My oldest friend and I sat in his driveway, on one of the only sunny days of the summer, the same dashboard torn apart. We sat in occasional silence. After it was put together, antenna cable back in its rightful place, I hit the power button. A most beloved song from the distant past calmly sifted out of the unused speakers. In the afternoon sun, the dark and mellow melody didn’t fit the mood.
A few weeks ago, his girlfriend sat in a familiar living room, rocking back and forth, crying over the dead body of a young man. She was covered in his blood. He was shot in the head. Something about a drug deal gone bad. His name was Brendan McGee.
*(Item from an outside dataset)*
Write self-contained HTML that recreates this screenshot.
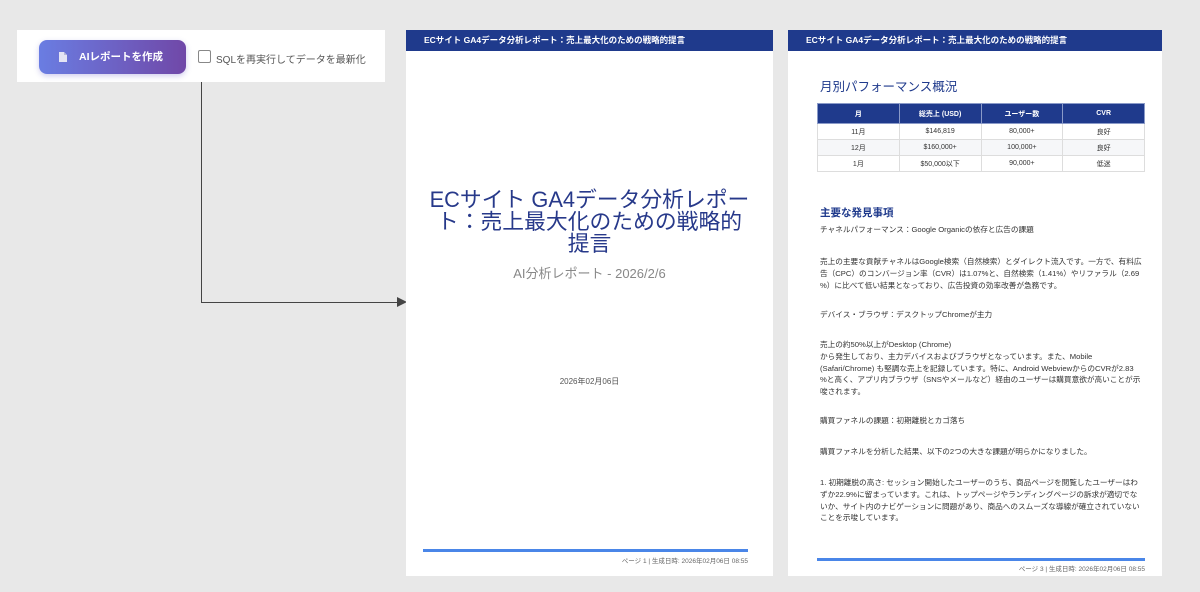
<!DOCTYPE html><html><head><meta charset="utf-8"><style>
body{margin:0;width:1200px;height:592px;background:#e8e8e8;font-family:"Liberation Sans","Noto Sans CJK JP",sans-serif;position:relative;overflow:hidden}
.abs{position:absolute}
.page{position:absolute;background:#fff;top:30px;height:546px}
.hd{position:absolute;left:0;right:0;top:0;height:21px;background:#1f3a8c;color:#fff;font-size:8.5px;font-weight:bold;line-height:21px;padding-left:18px}
.foot{position:absolute;height:3px;background:#4a86e8}
.ft{position:absolute;font-size:6.5px;color:#666}
table{border-collapse:collapse;font-size:7px;position:absolute;left:29px;top:73px;width:328px;table-layout:fixed}
th{background:#1f3a8c;color:#fff;height:19px;border:1px solid #8a9ac8;font-weight:bold;padding:0;vertical-align:middle}
td{height:15px;text-align:center;border:1px solid #ddd;color:#333;padding:0;vertical-align:middle}
tr:nth-child(odd) td{background:#f6f7f9}
.p{position:absolute;left:32px;font-size:7.65px;color:#333;line-height:11.8px;width:340px;white-space:nowrap}
</style></head><body>
<div class="abs" style="left:17px;top:30px;width:368px;height:52px;background:#fff"></div>
<div class="abs" style="left:39px;top:40px;width:147px;height:34px;border-radius:8px;background:linear-gradient(90deg,#6a7de2,#7048a8);box-shadow:0 2px 6px rgba(100,90,200,.3);color:#fff;font-size:10.5px;font-weight:bold;line-height:34px">
<svg class="abs" style="left:20px;top:12px" width="8" height="10" viewBox="0 0 8 10"><path d="M0 0H5L8 3V10H0Z" fill="#e4e4f4"/><path d="M5 0V3H8" fill="#b8b8d8"/></svg><span class="abs" style="left:40px">AIレポートを作成</span></div>
<div class="abs" style="left:198px;top:50px;width:11px;height:11px;border:1px solid #888;border-radius:2px"></div>
<div class="abs" style="left:216px;top:51px;font-size:10px;color:#555">SQLを再実行してデータを最新化</div>
<div class="abs" style="left:201px;top:82px;width:1px;height:221px;background:#444"></div>
<div class="abs" style="left:201px;top:302px;width:198px;height:1px;background:#444"></div>
<div class="abs" style="left:397px;top:297px;width:0;height:0;border-left:10px solid #444;border-top:5px solid transparent;border-bottom:5px solid transparent"></div>

<div class="page" style="left:406px;width:367px">
<div class="hd">ECサイト GA4データ分析レポート：売上最大化のための戦略的提言</div>
<div class="abs" style="left:0;width:367px;top:159px;text-align:center;font-size:21.8px;color:#27398a;line-height:22px;white-space:nowrap">ECサイト GA4データ分析レポー<br>ト：売上最大化のための戦略的<br>提言</div>
<div class="abs" style="left:0;right:0;top:233px;text-align:center;font-size:13px;color:#888">AI分析レポート - 2026/2/6</div>
<div class="abs" style="left:0;right:0;top:346px;text-align:center;font-size:8px;color:#555">2026年02月06日</div>
<div class="foot" style="left:17px;width:325px;top:519px"></div>
<div class="ft" style="right:25px;top:525px">ページ 1 | 生成日時: 2026年02月06日 08:55</div>
</div>

<div class="page" style="left:788px;width:374px">
<div class="hd">ECサイト GA4データ分析レポート：売上最大化のための戦略的提言</div>
<div class="abs" style="left:32px;top:46px;font-size:12.5px;color:#1f3a8c">月別パフォーマンス概況</div>
<table><tr><th>月</th><th>総売上 (USD)</th><th>ユーザー数</th><th>CVR</th></tr>
<tr><td>11月</td><td>$146,819</td><td>80,000+</td><td>良好</td></tr>
<tr><td>12月</td><td>$160,000+</td><td>100,000+</td><td>良好</td></tr>
<tr><td>1月</td><td>$50,000以下</td><td>90,000+</td><td>低迷</td></tr></table>
<div class="abs" style="left:32px;top:175px;font-size:10.5px;font-weight:bold;color:#1f3a8c">主要な発見事項</div>
<div class="p" style="top:194px">チャネルパフォーマンス：Google Organicの依存と広告の課題</div>
<div class="p" style="top:226px">売上の主要な貢献チャネルはGoogle検索（自然検索）とダイレクト流入です。一方で、有料広<br>告（CPC）のコンバージョン率（CVR）は1.07%と、自然検索（1.41%）やリファラル（2.69<br>%）に比べて低い結果となっており、広告投資の効率改善が急務です。</div>
<div class="p" style="top:279px">デバイス・ブラウザ：デスクトップChromeが主力</div>
<div class="p" style="top:309px">売上の約50%以上がDesktop (Chrome)<br>から発生しており、主力デバイスおよびブラウザとなっています。また、Mobile<br>(Safari/Chrome) も堅調な売上を記録しています。特に、Android WebviewからのCVRが2.83<br>%と高く、アプリ内ブラウザ（SNSやメールなど）経由のユーザーは購買意欲が高いことが示<br>唆されます。</div>
<div class="p" style="top:385px">購買ファネルの課題：初期離脱とカゴ落ち</div>
<div class="p" style="top:416px">購買ファネルを分析した結果、以下の2つの大きな課題が明らかになりました。</div>
<div class="p" style="top:447px">1. 初期離脱の高さ: セッション開始したユーザーのうち、商品ページを閲覧したユーザーはわ<br>ずか22.9%に留まっています。これは、トップページやランディングページの訴求が適切でな<br>いか、サイト内のナビゲーションに問題があり、商品へのスムーズな導線が確立されていない<br>ことを示唆しています。</div>
<div class="foot" style="left:29px;width:328px;top:528px"></div>
<div class="ft" style="right:17px;top:533px">ページ 3 | 生成日時: 2026年02月06日 08:55</div>
</div>
</body></html>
My friend and I took the car for a test drive around the town of our earlier years. To the beach where we built bonfires and drank stolen beer. To the woods where we filmed Blair Witch Project spoofs. To the rusted Lincoln on the quad trail where we’d smoke pot at night. To the cemetery, where our best friend, former ringleader, dreamer of dreams and tragedy, was buried after feeling it necessary to film a little suicide movie, dressing up in his most elegant garb, and blowing his brains out in his bathtub (well, into the ceiling above the tub, anyway).
No one had been to the grave in months, obviously. We cleared off the leaves, the rotten roses, the dead grass. Pulled the weeds. Cleaned off the old toys that had been left there – tokens of love, of remembrance. My little brother’s school ID from years before still sat there, broken and faded from winters under snow and ice. There was a note there also, written on folded paper. It had lasted through rains, yes, but not a winter. Eager to snoop into the messages people left for our dead brother, we carefully unfolded the moisturestuck page and after a few readthroughs, we made out what it said.
Wish I had gotten to know you better. Good pool though. Brendan McGee
and on the other side it said
P.S. Is it really just a big nothing?